▶ _WORK TO DO_: Check each line of the listing for the string "React", then state how many lines have it. Only the number is wanted.

▶ _SUPPLIED INFORMATION_:
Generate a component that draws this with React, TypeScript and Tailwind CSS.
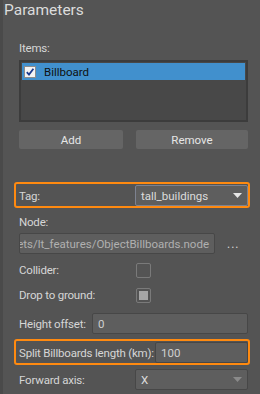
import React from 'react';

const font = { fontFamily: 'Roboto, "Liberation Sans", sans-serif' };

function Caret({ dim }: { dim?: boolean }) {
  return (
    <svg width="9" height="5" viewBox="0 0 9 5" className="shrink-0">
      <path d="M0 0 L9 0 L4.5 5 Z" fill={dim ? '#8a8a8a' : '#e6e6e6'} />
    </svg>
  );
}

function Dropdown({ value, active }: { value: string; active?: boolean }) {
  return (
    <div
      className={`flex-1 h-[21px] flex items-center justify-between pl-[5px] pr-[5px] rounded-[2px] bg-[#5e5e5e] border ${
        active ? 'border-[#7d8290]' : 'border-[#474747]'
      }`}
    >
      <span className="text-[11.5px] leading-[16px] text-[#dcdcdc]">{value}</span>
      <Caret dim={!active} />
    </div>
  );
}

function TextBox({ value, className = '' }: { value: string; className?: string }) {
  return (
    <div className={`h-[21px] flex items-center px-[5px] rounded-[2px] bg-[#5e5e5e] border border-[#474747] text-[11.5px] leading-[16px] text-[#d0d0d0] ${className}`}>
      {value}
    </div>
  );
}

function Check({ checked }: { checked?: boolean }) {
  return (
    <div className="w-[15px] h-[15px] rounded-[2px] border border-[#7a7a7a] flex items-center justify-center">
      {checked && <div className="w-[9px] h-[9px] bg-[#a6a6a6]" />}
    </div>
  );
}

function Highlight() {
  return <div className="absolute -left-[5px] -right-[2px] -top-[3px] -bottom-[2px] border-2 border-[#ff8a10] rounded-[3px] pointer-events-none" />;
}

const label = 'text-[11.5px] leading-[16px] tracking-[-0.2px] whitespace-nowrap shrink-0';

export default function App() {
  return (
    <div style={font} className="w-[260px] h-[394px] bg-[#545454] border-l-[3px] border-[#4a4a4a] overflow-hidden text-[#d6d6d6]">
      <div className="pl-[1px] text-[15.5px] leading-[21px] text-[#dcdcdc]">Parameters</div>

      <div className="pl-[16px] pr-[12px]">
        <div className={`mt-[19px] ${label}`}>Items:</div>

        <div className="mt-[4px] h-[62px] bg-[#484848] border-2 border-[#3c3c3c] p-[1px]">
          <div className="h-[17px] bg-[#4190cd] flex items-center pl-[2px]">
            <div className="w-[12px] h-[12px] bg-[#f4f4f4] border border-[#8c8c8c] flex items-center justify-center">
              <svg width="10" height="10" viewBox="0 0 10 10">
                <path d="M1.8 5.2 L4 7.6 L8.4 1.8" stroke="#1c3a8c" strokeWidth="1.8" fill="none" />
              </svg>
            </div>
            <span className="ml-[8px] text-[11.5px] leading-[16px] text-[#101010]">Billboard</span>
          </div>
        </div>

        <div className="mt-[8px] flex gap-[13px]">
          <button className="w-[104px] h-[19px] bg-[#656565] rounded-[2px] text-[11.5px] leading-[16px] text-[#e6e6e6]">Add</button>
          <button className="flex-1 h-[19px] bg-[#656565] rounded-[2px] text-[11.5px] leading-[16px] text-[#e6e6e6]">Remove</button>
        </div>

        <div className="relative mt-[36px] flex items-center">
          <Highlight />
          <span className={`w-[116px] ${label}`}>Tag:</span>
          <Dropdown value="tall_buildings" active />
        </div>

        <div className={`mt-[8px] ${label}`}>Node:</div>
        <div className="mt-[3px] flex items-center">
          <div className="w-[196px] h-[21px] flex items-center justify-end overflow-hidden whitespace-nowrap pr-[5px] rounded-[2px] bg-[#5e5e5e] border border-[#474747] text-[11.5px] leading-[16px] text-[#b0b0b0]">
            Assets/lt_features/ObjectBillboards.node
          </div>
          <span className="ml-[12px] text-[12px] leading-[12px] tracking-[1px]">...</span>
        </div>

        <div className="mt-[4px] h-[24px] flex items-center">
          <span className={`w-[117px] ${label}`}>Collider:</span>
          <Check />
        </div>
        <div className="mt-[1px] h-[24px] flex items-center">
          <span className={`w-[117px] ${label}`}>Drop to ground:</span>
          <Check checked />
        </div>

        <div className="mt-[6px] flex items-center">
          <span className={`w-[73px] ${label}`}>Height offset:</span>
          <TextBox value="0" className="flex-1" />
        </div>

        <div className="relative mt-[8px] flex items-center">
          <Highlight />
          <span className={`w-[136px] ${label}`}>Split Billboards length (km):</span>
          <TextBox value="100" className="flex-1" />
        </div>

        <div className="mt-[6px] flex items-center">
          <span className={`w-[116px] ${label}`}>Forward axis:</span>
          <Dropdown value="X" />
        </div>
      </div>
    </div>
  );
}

▶ _ANSWER TO THE TASK_: 2